REQUIRED TASK —
Repeat the listing that follows, character for character, minus the pictures.

EXERCISE MATERIAL —
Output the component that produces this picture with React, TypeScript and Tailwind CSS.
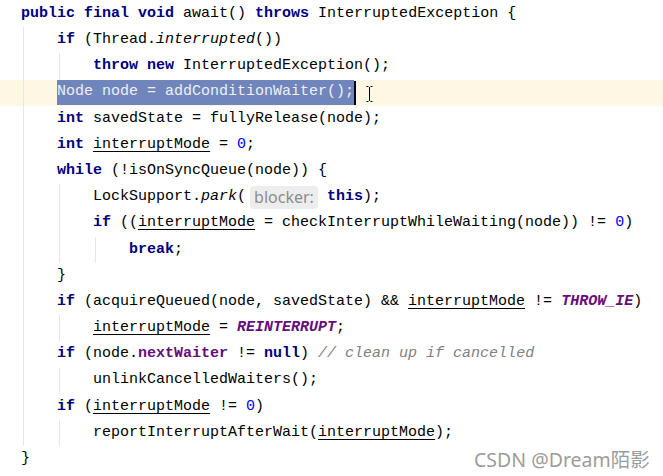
import React from "react";

type Seg = { t: string; k?: "kw" | "it" | "ul" | "num" | "const" | "field" | "cm" | "hint" | "sel" | "caret" };
type Line = { indent: number; segs: Seg[]; current?: boolean };

const kw = (t: string): Seg => ({ t, k: "kw" });
const p = (t: string): Seg => ({ t });
const it = (t: string): Seg => ({ t, k: "it" });
const ul = (t: string): Seg => ({ t, k: "ul" });
const num = (t: string): Seg => ({ t, k: "num" });
const cst = (t: string): Seg => ({ t, k: "const" });

const lines: Line[] = [
  { indent: 0, segs: [kw("public"), p(" "), kw("final"), p(" "), kw("void"), p(" await() "), kw("throws"), p(" InterruptedException {")] },
  { indent: 1, segs: [kw("if"), p(" (Thread."), it("interrupted"), p("())")] },
  { indent: 2, segs: [kw("throw"), p(" "), kw("new"), p(" InterruptedException();")] },
  { indent: 1, current: true, segs: [{ t: "Node node = addConditionWaiter();", k: "sel" }, { t: "", k: "caret" }] },
  { indent: 1, segs: [kw("int"), p(" savedState = fullyRelease(node);")] },
  { indent: 1, segs: [kw("int"), p(" "), ul("interruptMode"), p(" = "), num("0"), p(";")] },
  { indent: 1, segs: [kw("while"), p(" (!isOnSyncQueue(node)) {")] },
  { indent: 2, segs: [p("LockSupport."), it("park"), p("("), { t: "blocker:", k: "hint" }, p(" "), kw("this"), p(");")] },
  { indent: 2, segs: [kw("if"), p(" (("), ul("interruptMode"), p(" = checkInterruptWhileWaiting(node)) != "), num("0"), p(")")] },
  { indent: 3, segs: [kw("break"), p(";")] },
  { indent: 1, segs: [p("}")] },
  { indent: 1, segs: [kw("if"), p(" (acquireQueued(node, savedState) && "), ul("interruptMode"), p(" != "), cst("THROW_IE"), p(")")] },
  { indent: 2, segs: [ul("interruptMode"), p(" = "), cst("REINTERRUPT"), p(";")] },
  { indent: 1, segs: [kw("if"), p(" (node."), { t: "nextWaiter", k: "field" }, p(" != "), kw("null"), p(") "), { t: "// clean up if cancelled", k: "cm" }] },
  { indent: 2, segs: [p("unlinkCancelledWaiters();")] },
  { indent: 1, segs: [kw("if"), p(" ("), ul("interruptMode"), p(" != "), num("0"), p(")")] },
  { indent: 2, segs: [p("reportInterruptAfterWait("), ul("interruptMode"), p(");")] },
  { indent: 0, segs: [p("}")] },
];

function renderSeg(s: Seg, i: number) {
  switch (s.k) {
    case "kw":
      return <span key={i} className="font-bold text-[#000080]">{s.t}</span>;
    case "it":
      return <span key={i} className="italic">{s.t}</span>;
    case "ul":
      return <span key={i} className="underline decoration-1 underline-offset-[3px]">{s.t}</span>;
    case "num":
      return <span key={i} className="text-[#0000ff]">{s.t}</span>;
    case "const":
      return <span key={i} className="font-bold italic text-[#660e7a]">{s.t}</span>;
    case "field":
      return <span key={i} className="font-bold text-[#660e7a]">{s.t}</span>;
    case "cm":
      return <span key={i} className="italic text-[#808080]">{s.t}</span>;
    case "hint":
      return (
        <span
          key={i}
          className="ml-[4px] inline-flex h-[23px] items-center rounded-[4px] bg-[#ededed] px-[4px] text-[16px] text-[#8c8c8c]"
          style={{ fontFamily: '"Noto Sans", "Open Sans", sans-serif' }}
        >
          {s.t}
        </span>
      );
    case "sel":
      return (
        <span key={i} className="flex h-[25px] items-center bg-[#7085bb] text-[#eef0f8]">
          {s.t}
        </span>
      );
    case "caret":
      return (
        <React.Fragment key={i}>
          <span className="h-[24px] w-[2px] bg-black" />
          <svg className="ml-[10px] mt-[2px]" width="7" height="16" viewBox="0 0 7 16" fill="none" stroke="#000" strokeWidth="1">
            <path d="M0.5 0.5H2.5M4.5 0.5H6.5M3.5 1V15M0.5 15.5H2.5M4.5 15.5H6.5" />
          </svg>
        </React.Fragment>
      );
    default:
      return <span key={i}>{s.t}</span>;
  }
}

export default function App() {
  return (
    <div className="relative h-[476px] w-[663px] overflow-hidden bg-white">
      <div
        className="mt-[1px] flex flex-col text-[15px] text-black"
        style={{ fontFamily: '"Liberation Mono", "DejaVu Sans Mono", monospace' }}
      >
        {lines.map((ln, li) => (
          <div
            key={li}
            className={`flex h-[26.2px] items-center whitespace-pre pl-[21px] ${ln.current ? "bg-[#fdf8e4]" : ""}`}
          >
            {Array.from({ length: ln.indent }).map((_, j) => (
              <span key={j} className="flex h-full w-[36px] shrink-0">
                <span className="ml-[2px] h-full w-px bg-[#e6e6e6]" />
              </span>
            ))}
            {ln.segs.map(renderSeg)}
          </div>
        ))}
      </div>
      <div
        className="absolute left-[474px] top-[446px] text-[19.5px] leading-[28px] text-[#9c9c9c]"
        style={{ fontFamily: '"Noto Sans", "Noto Sans CJK SC", sans-serif' }}
      >
        CSDN @Dream陌影
      </div>
    </div>
  );
}
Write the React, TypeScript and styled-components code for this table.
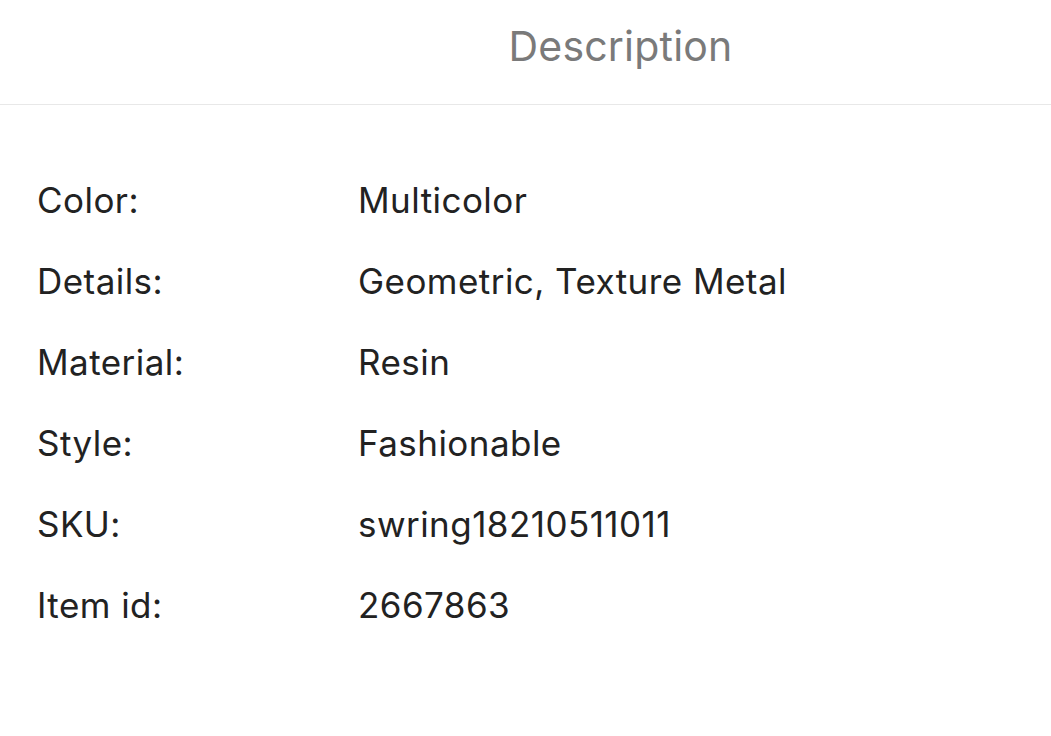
import { Fragment } from 'react'
import styled, { createGlobalStyle } from 'styled-components'

const GlobalStyle = createGlobalStyle`
  html, body {
    margin: 0;
    padding: 0;
    background: #ffffff;
  }
  body {
    font-family: Inter, 'Noto Sans', 'Liberation Sans', sans-serif;
    -webkit-font-smoothing: antialiased;
  }
`

const Page = styled.div`
  width: 1051px;
  height: 736px;
  background: #ffffff;
  overflow: hidden;
`

const Header = styled.div`
  height: 105px;
  display: flex;
  align-items: center;
  justify-content: center;
  padding-left: 190px;
  box-sizing: border-box;
  border-bottom: 1px solid #e8e8e8;
`

const Title = styled.div`
  font-size: 41px;
  font-weight: 400;
  color: #7a7a7a;
  letter-spacing: 0.2px;
  margin-top: -12px;
`

const Specs = styled.div`
  display: grid;
  grid-template-columns: 321px 1fr;
  padding: 55px 0 0 37px;
`

const Label = styled.div`
  font-size: 35px;
  line-height: 81px;
  letter-spacing: 0.45px;
  color: #222222;
`

const Value = styled(Label)``

const specs: [string, string][] = [
  ['Color:', 'Multicolor'],
  ['Details:', 'Geometric, Texture Metal'],
  ['Material:', 'Resin'],
  ['Style:', 'Fashionable'],
  ['SKU:', 'swring18210511011'],
  ['Item id:', '2667863'],
]

export default function App() {
  return (
    <Page>
      <GlobalStyle />
      <Header>
        <Title>Description</Title>
      </Header>
      <Specs>
        {specs.map(([label, value]) => (
          <Fragment key={label}>
            <Label>{label}</Label>
            <Value>{value}</Value>
          </Fragment>
        ))}
      </Specs>
    </Page>
  )
}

ANSWER BELOW —
Output the component that produces this picture with React, TypeScript and Tailwind CSS.
import React from "react";

type Seg = { t: string; k?: "kw" | "it" | "ul" | "num" | "const" | "field" | "cm" | "hint" | "sel" | "caret" };
type Line = { indent: number; segs: Seg[]; current?: boolean };

const kw = (t: string): Seg => ({ t, k: "kw" });
const p = (t: string): Seg => ({ t });
const it = (t: string): Seg => ({ t, k: "it" });
const ul = (t: string): Seg => ({ t, k: "ul" });
const num = (t: string): Seg => ({ t, k: "num" });
const cst = (t: string): Seg => ({ t, k: "const" });

const lines: Line[] = [
  { indent: 0, segs: [kw("public"), p(" "), kw("final"), p(" "), kw("void"), p(" await() "), kw("throws"), p(" InterruptedException {")] },
  { indent: 1, segs: [kw("if"), p(" (Thread."), it("interrupted"), p("())")] },
  { indent: 2, segs: [kw("throw"), p(" "), kw("new"), p(" InterruptedException();")] },
  { indent: 1, current: true, segs: [{ t: "Node node = addConditionWaiter();", k: "sel" }, { t: "", k: "caret" }] },
  { indent: 1, segs: [kw("int"), p(" savedState = fullyRelease(node);")] },
  { indent: 1, segs: [kw("int"), p(" "), ul("interruptMode"), p(" = "), num("0"), p(";")] },
  { indent: 1, segs: [kw("while"), p(" (!isOnSyncQueue(node)) {")] },
  { indent: 2, segs: [p("LockSupport."), it("park"), p("("), { t: "blocker:", k: "hint" }, p(" "), kw("this"), p(");")] },
  { indent: 2, segs: [kw("if"), p(" (("), ul("interruptMode"), p(" = checkInterruptWhileWaiting(node)) != "), num("0"), p(")")] },
  { indent: 3, segs: [kw("break"), p(";")] },
  { indent: 1, segs: [p("}")] },
  { indent: 1, segs: [kw("if"), p(" (acquireQueued(node, savedState) && "), ul("interruptMode"), p(" != "), cst("THROW_IE"), p(")")] },
  { indent: 2, segs: [ul("interruptMode"), p(" = "), cst("REINTERRUPT"), p(";")] },
  { indent: 1, segs: [kw("if"), p(" (node."), { t: "nextWaiter", k: "field" }, p(" != "), kw("null"), p(") "), { t: "// clean up if cancelled", k: "cm" }] },
  { indent: 2, segs: [p("unlinkCancelledWaiters();")] },
  { indent: 1, segs: [kw("if"), p(" ("), ul("interruptMode"), p(" != "), num("0"), p(")")] },
  { indent: 2, segs: [p("reportInterruptAfterWait("), ul("interruptMode"), p(");")] },
  { indent: 0, segs: [p("}")] },
];

function renderSeg(s: Seg, i: number) {
  switch (s.k) {
    case "kw":
      return <span key={i} className="font-bold text-[#000080]">{s.t}</span>;
    case "it":
      return <span key={i} className="italic">{s.t}</span>;
    case "ul":
      return <span key={i} className="underline decoration-1 underline-offset-[3px]">{s.t}</span>;
    case "num":
      return <span key={i} className="text-[#0000ff]">{s.t}</span>;
    case "const":
      return <span key={i} className="font-bold italic text-[#660e7a]">{s.t}</span>;
    case "field":
      return <span key={i} className="font-bold text-[#660e7a]">{s.t}</span>;
    case "cm":
      return <span key={i} className="italic text-[#808080]">{s.t}</span>;
    case "hint":
      return (
        <span
          key={i}
          className="ml-[4px] inline-flex h-[23px] items-center rounded-[4px] bg-[#ededed] px-[4px] text-[16px] text-[#8c8c8c]"
          style={{ fontFamily: '"Noto Sans", "Open Sans", sans-serif' }}
        >
          {s.t}
        </span>
      );
    case "sel":
      return (
        <span key={i} className="flex h-[25px] items-center bg-[#7085bb] text-[#eef0f8]">
          {s.t}
        </span>
      );
    case "caret":
      return (
        <React.Fragment key={i}>
          <span className="h-[24px] w-[2px] bg-black" />
          <svg className="ml-[10px] mt-[2px]" width="7" height="16" viewBox="0 0 7 16" fill="none" stroke="#000" strokeWidth="1">
            <path d="M0.5 0.5H2.5M4.5 0.5H6.5M3.5 1V15M0.5 15.5H2.5M4.5 15.5H6.5" />
          </svg>
        </React.Fragment>
      );
    default:
      return <span key={i}>{s.t}</span>;
  }
}

export default function App() {
  return (
    <div className="relative h-[476px] w-[663px] overflow-hidden bg-white">
      <div
        className="mt-[1px] flex flex-col text-[15px] text-black"
        style={{ fontFamily: '"Liberation Mono", "DejaVu Sans Mono", monospace' }}
      >
        {lines.map((ln, li) => (
          <div
            key={li}
            className={`flex h-[26.2px] items-center whitespace-pre pl-[21px] ${ln.current ? "bg-[#fdf8e4]" : ""}`}
          >
            {Array.from({ length: ln.indent }).map((_, j) => (
              <span key={j} className="flex h-full w-[36px] shrink-0">
                <span className="ml-[2px] h-full w-px bg-[#e6e6e6]" />
              </span>
            ))}
            {ln.segs.map(renderSeg)}
          </div>
        ))}
      </div>
      <div
        className="absolute left-[474px] top-[446px] text-[19.5px] leading-[28px] text-[#9c9c9c]"
        style={{ fontFamily: '"Noto Sans", "Noto Sans CJK SC", sans-serif' }}
      >
        CSDN @Dream陌影
      </div>
    </div>
  );
}
Write the React, TypeScript and styled-components code for this table.
import { Fragment } from 'react'
import styled, { createGlobalStyle } from 'styled-components'

const GlobalStyle = createGlobalStyle`
  html, body {
    margin: 0;
    padding: 0;
    background: #ffffff;
  }
  body {
    font-family: Inter, 'Noto Sans', 'Liberation Sans', sans-serif;
    -webkit-font-smoothing: antialiased;
  }
`

const Page = styled.div`
  width: 1051px;
  height: 736px;
  background: #ffffff;
  overflow: hidden;
`

const Header = styled.div`
  height: 105px;
  display: flex;
  align-items: center;
  justify-content: center;
  padding-left: 190px;
  box-sizing: border-box;
  border-bottom: 1px solid #e8e8e8;
`

const Title = styled.div`
  font-size: 41px;
  font-weight: 400;
  color: #7a7a7a;
  letter-spacing: 0.2px;
  margin-top: -12px;
`

const Specs = styled.div`
  display: grid;
  grid-template-columns: 321px 1fr;
  padding: 55px 0 0 37px;
`

const Label = styled.div`
  font-size: 35px;
  line-height: 81px;
  letter-spacing: 0.45px;
  color: #222222;
`

const Value = styled(Label)``

const specs: [string, string][] = [
  ['Color:', 'Multicolor'],
  ['Details:', 'Geometric, Texture Metal'],
  ['Material:', 'Resin'],
  ['Style:', 'Fashionable'],
  ['SKU:', 'swring18210511011'],
  ['Item id:', '2667863'],
]

export default function App() {
  return (
    <Page>
      <GlobalStyle />
      <Header>
        <Title>Description</Title>
      </Header>
      <Specs>
        {specs.map(([label, value]) => (
          <Fragment key={label}>
            <Label>{label}</Label>
            <Value>{value}</Value>
          </Fragment>
        ))}
      </Specs>
    </Page>
  )
}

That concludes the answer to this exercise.